Early this week, there appeared to be reason to believe Emmer might not face the same challenges as Rep. Jim Jordan of Ohio and Rep. Steve Scalise, R-Louisiana, who were selected speaker-designate, but didn’t have the votes to go to the full House. One factor that was big in McCarthy’s ouster and both Scalise and Jordan’s bids for speaker was former President Donald Trump’s influence on GOP House members.
But Trump then turned against Emmer on Tuesday right after Emmer’s speaker-designate win, saying on Truth Social “I have many wonderful friends wanting to be Speaker of the House, and some are truly great Warriors. RINO [Republican In Name Only] Tom Emmer, who I do not know well, is not one of them.”
That was a reversal from 24 hours earlier. When asked by a reporter in New Hampshire on Monday about Emmer, “who hasn’t always been your biggest fan,” Trump replied, “He’s my biggest fan now because he called me yesterday and told me he’s my biggest fan so … I’m trying to stay out of that as much as possible.”

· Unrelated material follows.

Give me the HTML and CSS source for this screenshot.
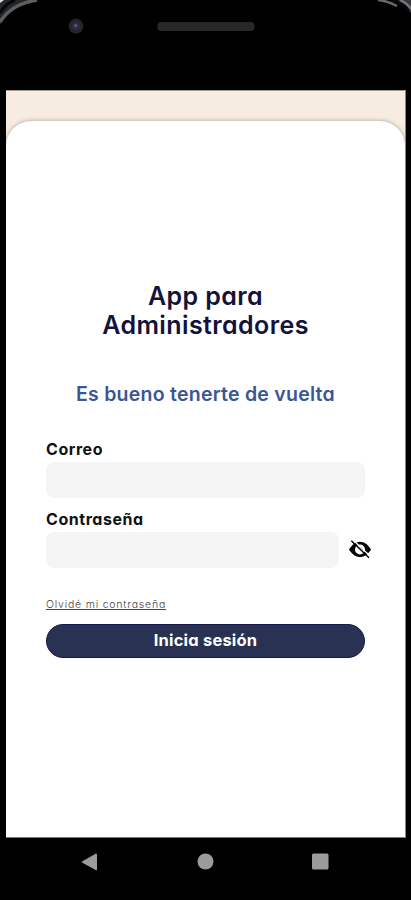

Rep. Brad Finstad, R-1st District, said Emmer did not want a vote in the full House on his candidacy until he was guaranteed a win.

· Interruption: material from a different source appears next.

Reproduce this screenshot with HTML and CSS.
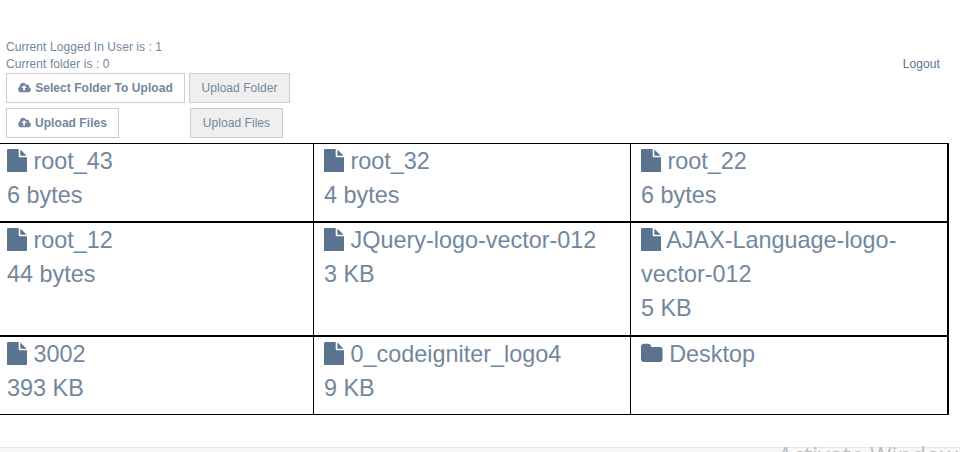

“We won’t go to the floor until he has the support,” Finstad said.
Despite Trump’s disparagement of Emmer, the gruff, former hockey player and coach had several things going for him. As the former head of the National Republican Congressional Committee, Emmer helped build a fractious and razor-thin House majority by fielding candidates and spending millions of dollars of NRCC PAC money to help those candidates in 2018 and 2022.
Emmer had also run a leadership race before, narrowly beating Rep. Jim Banks, R-Indiana, for the position of majority whip – the No. 3 leadership position. Besides a base of support, Emmer had an operation, with several good hands on his team, including Deputy Whip Guy Reschenthaler, R-Pennsylvania.
Emmer’s team spent the weekend pushing back against a campaign by Trump allies – including Banks – who were seeking to derail his candidacy.
In an email to GOP colleagues, Emmer’s team pointed out that he was one of the first members to endorse former President Donald Trump in 2016, and that he endorsed Trump in 2020.
The memo also said Emmer worked “hand-in-hand” with Trump while he was NRCC chair and included comments Emmer made to FOX News Sunday in 2022 denying that he had told candidates to distance themselves from Trump.
“Absolutely not,” Emmer said at the time. “The president has been a fantastic ally of ours, especially when it comes to fundraising and our candidates. Again, what we tell them is you know your districts, you know how to run to the people that are going to be voting for you in November.”
Wanting to be a player
Born in South Bend, Indiana, Emmer, 62, received his law degree from William Mitchell College (now the Mitchell Hamline School of Law.)
As a solo-practicing attorney, Emmer plunged into politics, serving on the city councils of Delano and Independence before running successfully for the state Legislature in 2005. As a new state representative, Emmer distinguished himself as a brash legislator with sharp elbows in his quest to get things done.
David Schultz, a political science professor at Hamline University, was the former executive director of Common Cause Minnesota when Emmer called him “out of the blue” in his first year in office. He asked Schultz for the Common Cause “wish list” of campaign finance and ethics reforms.
Emmer said “you probably weren’t expecting this because of the perspective I have,” Schultz said. But the professor said Emmer indicated he was angered by the influence of money in politics, even when those big donations helped the anti-abortion lobby and other causes he believes in.
“I never expected him to respond,” Schultz said. “But he did, saying ‘I’ll carry everything on your list.’”
Emmer is now one of the top fundraisers in Congress, an attribute that should have helped him in his bid for speaker. He has tapped the resources of a new industry, the crypto currency world, to help raise political money and has become one of the biggest supporters in Congress of digital currency.
State Rep. Greg Davis, R-Rochester, who served in the state House with Emmer, remembers him as a smart, ambitious and competent legislator who wasn’t afraid of confrontation but was careful not to burn any bridges. He said Emmer could go from a heated floor fight with a legislator to dinner hours later with that political foe.
“There was no question he wanted to be a player,” Davis said.
Since McCarthy’s ouster earlier this month, detractors have revived Emmer’s sponsorship of a bill in 2009 that would shorten the time a driver’s license is revoked for driving under the influence, as well as Emmer’s ticket for a driving under the influence when he was 20 years old. Emmer also pleaded guilty to careless driving in 1991 after two charges for DWI were dropped. Emmer said his sponsorship of the bill had nothing to do with his personal history.
The ever-ambitious Emmer left the state Legislature to run for governor against Mark Dayton in 2010 on a very conservative platform in a blue-leaning state. He promoted tax and spending cuts and proposed a constitutional amendment requiring a supermajority in the state Legislature to approve any federal law before it could be enacted in the state.
Emmer narrowly lost that election against Dayton (43.2% to 43.6%) and launched a conservative talk radio show in the Twin Cities. After former Rep. Michele Bachmann retired, Emmer handily won her 6th District congressional seat.
As he did when he was first elected to the state Legislature, Emmer began his congressional career with the aim of getting things done. But this time he was not challenging the status quo as an outsider and was willing to work with the GOP establishment.
“I will be very deliberate,” Emmer told USA Today. “I’m here to accomplish something.”